--- DATASET EXCERPT ---

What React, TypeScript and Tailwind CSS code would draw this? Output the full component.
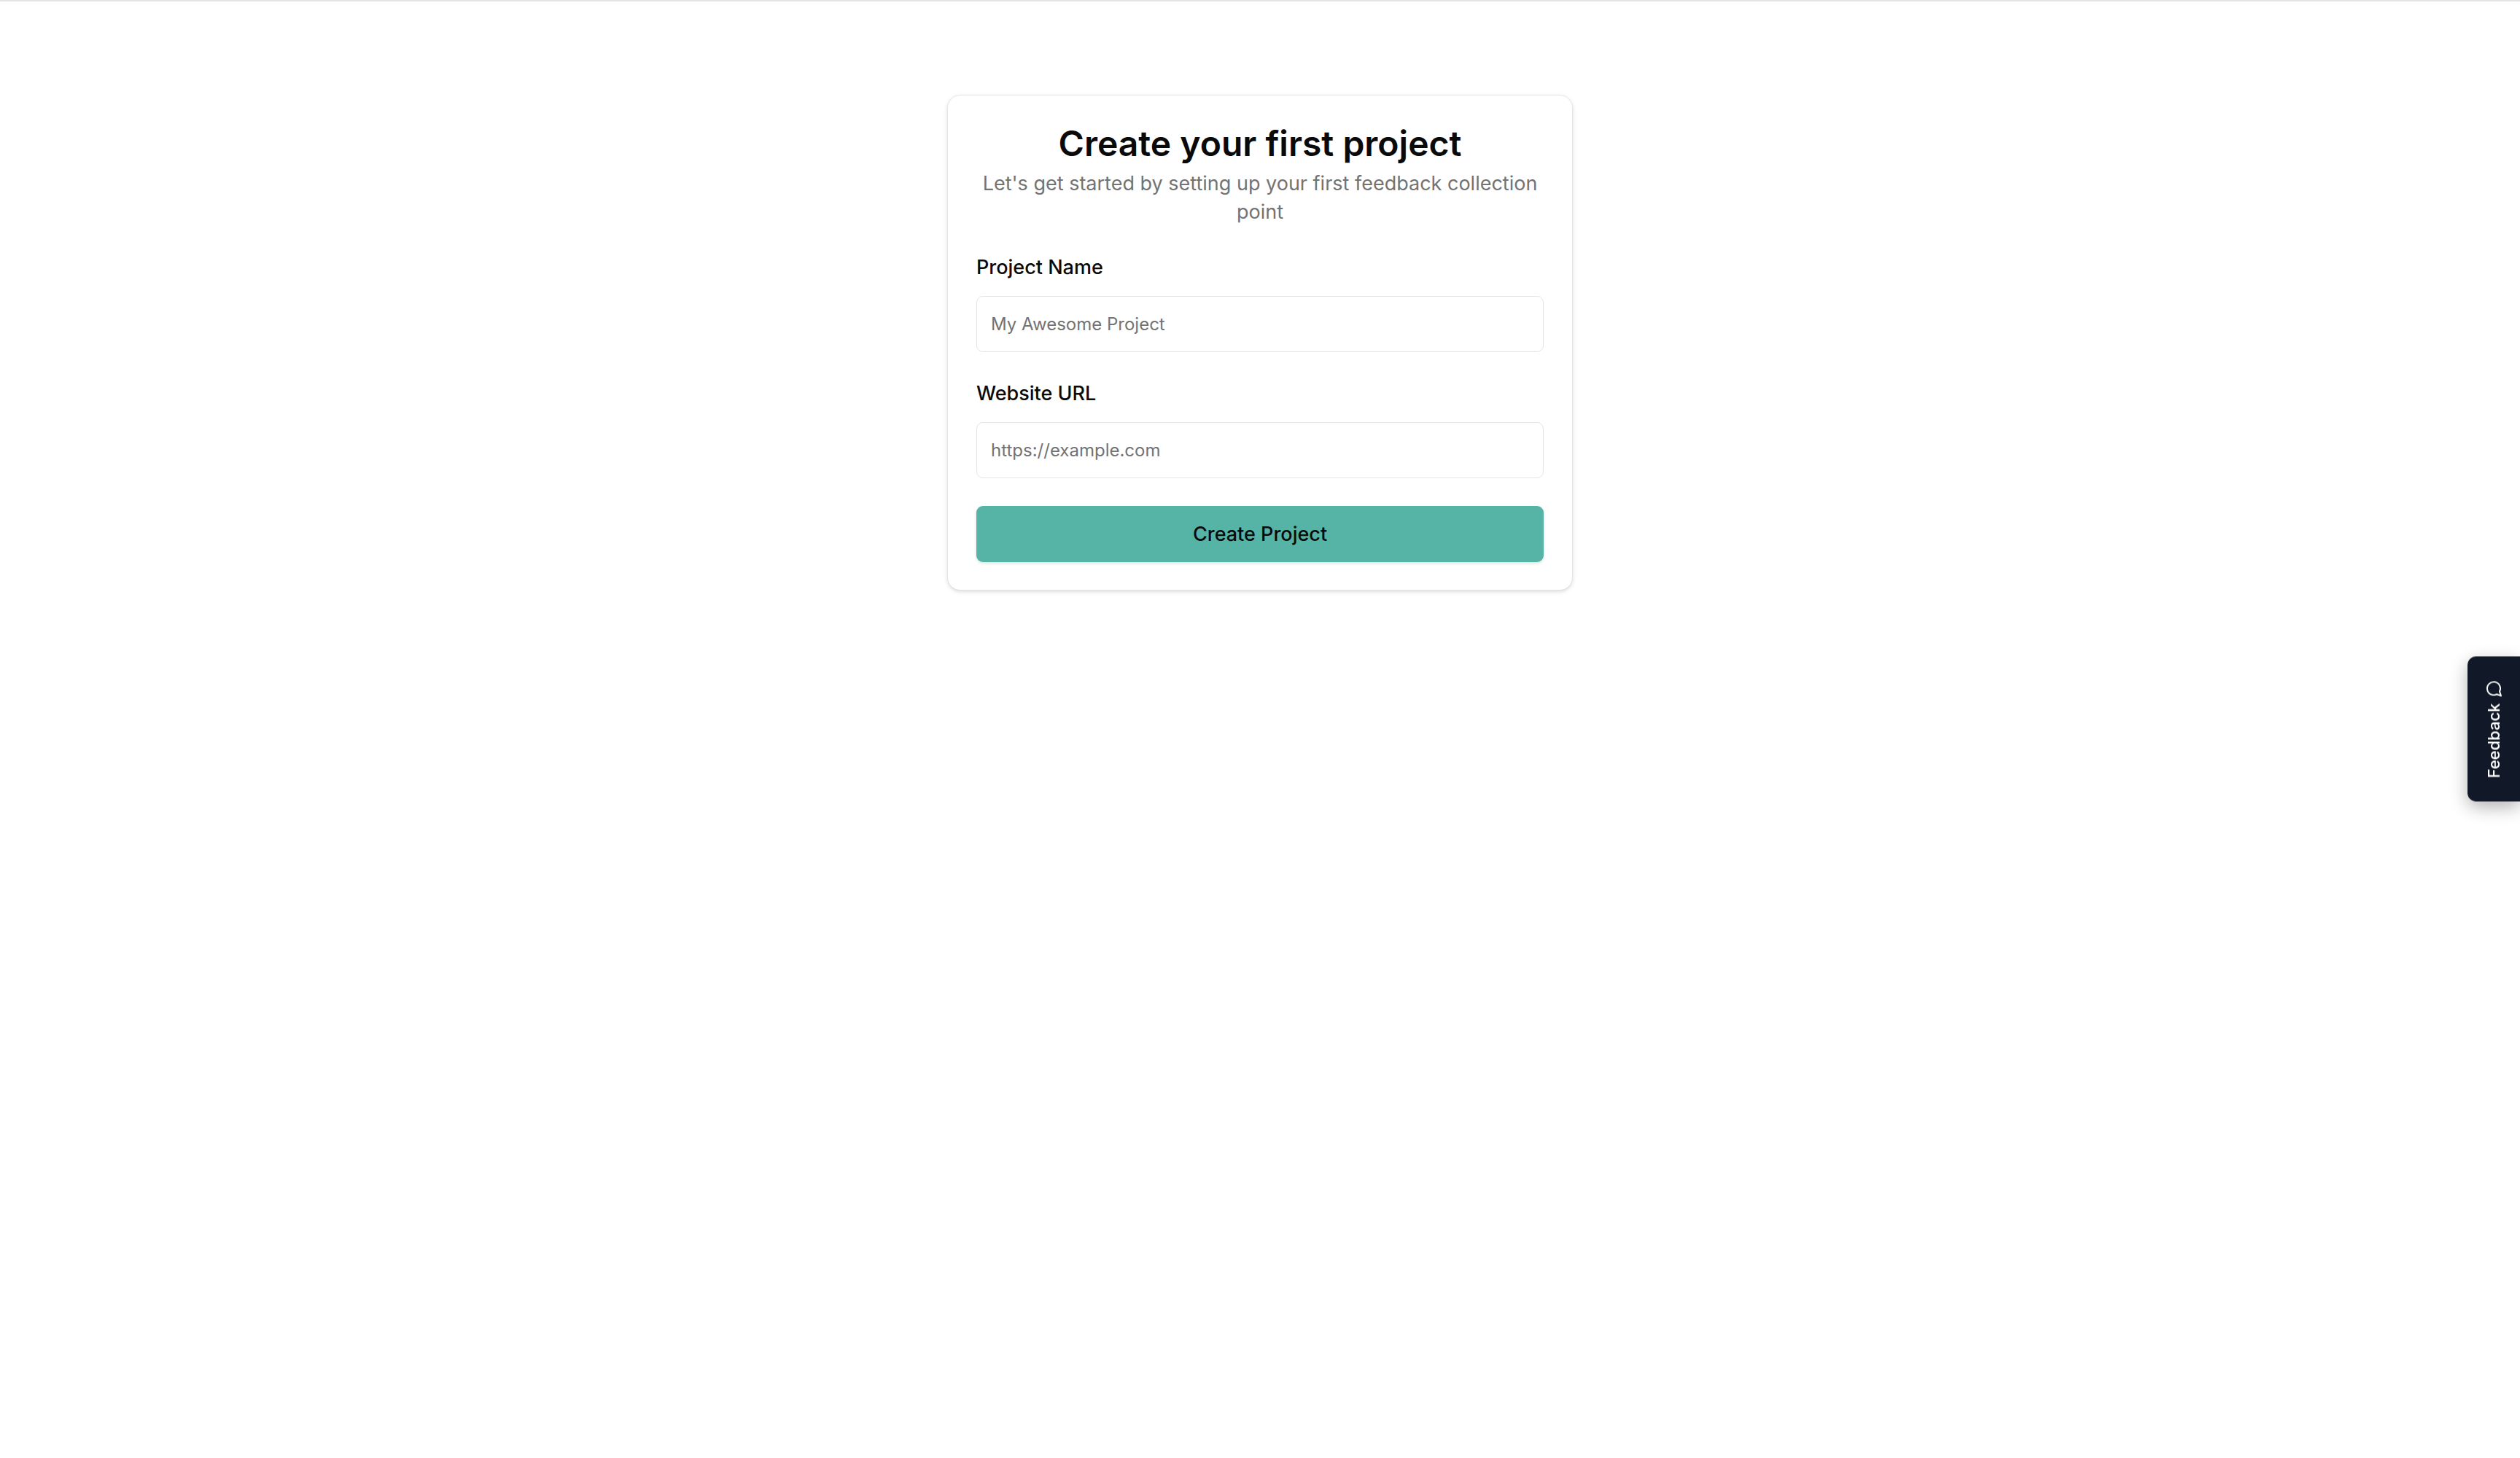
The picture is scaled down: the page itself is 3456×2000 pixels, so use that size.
type FieldProps = {
  id: string;
  label: string;
  type: string;
  placeholder: string;
};

function Field({ id, label, type, placeholder }: FieldProps) {
  return (
    <div className="flex flex-col gap-5">
      <label htmlFor={id} className="text-[27px] leading-[38px] font-medium">
        {label}
      </label>
      <input
        id={id}
        name={id}
        type={type}
        placeholder={placeholder}
        className="h-[77px] w-full rounded-[9px] border border-[#e5e5e5] bg-white px-[19px] text-2xl placeholder:text-[#737373]"
      />
    </div>
  );
}

function FeedbackTab() {
  return (
    <button
      type="button"
      className="fixed top-1/2 right-0 flex -translate-y-1/2 rotate-180 items-center gap-2 rounded-r-xl bg-[#111827] px-8 py-6 text-[22px] leading-6 font-medium text-white shadow-[0_-8px_24px_rgba(0,0,0,0.3)] [writing-mode:vertical-rl]"
    >
      <span>Feedback</span>
      <svg
        viewBox="0 0 24 24"
        className="size-6 rotate-90"
        fill="none"
        stroke="currentColor"
        strokeWidth="2"
        strokeLinecap="round"
        strokeLinejoin="round"
        aria-hidden="true"
      >
        <path d="M7.9 20A9 9 0 1 0 4 16.1L2 22Z" />
      </svg>
    </button>
  );
}

export default function App() {
  return (
    <div className="min-h-screen border-t-2 border-[#e4e4e7] bg-white font-[Inter,sans-serif] text-[#0a0a0a]">
      <main className="flex justify-center px-4 pt-32">
        <section className="flex w-full max-w-[858px] flex-col gap-[38px] rounded-[18px] border border-[#e5e5e5] bg-white px-[39px] py-[38px] shadow-[0_2px_6px_rgba(0,0,0,0.1),0_2px_4px_-2px_rgba(0,0,0,0.1)]">
          <header className="flex flex-col gap-2 text-center">
            <h1 className="text-5xl leading-[55px] font-semibold">Create your first project</h1>
            <p className="text-[27px] leading-[39px] text-[#737373]">
              Let's get started by setting up your first feedback collection point
            </p>
          </header>
          <form className="flex flex-col gap-[38px]">
            <Field id="project-name" label="Project Name" type="text" placeholder="My Awesome Project" />
            <Field id="website-url" label="Website URL" type="url" placeholder="https://example.com" />
            <button
              type="submit"
              className="h-[77px] w-full rounded-[9px] bg-[#56b4a7] text-[27px] leading-[38px] font-medium shadow-[0_2px_4px_rgba(0,0,0,0.12)]"
            >
              Create Project
            </button>
          </form>
        </section>
      </main>
      <FeedbackTab />
    </div>
  );
}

--- WHAT THE EXERCISE ASKS ---
Return every line in the listing that contains the word "size".

--- ANSWER TO THIS TASK ---
The picture is scaled down: the page itself is 3456×2000 pixels, so use that size.
        className="size-6 rotate-90"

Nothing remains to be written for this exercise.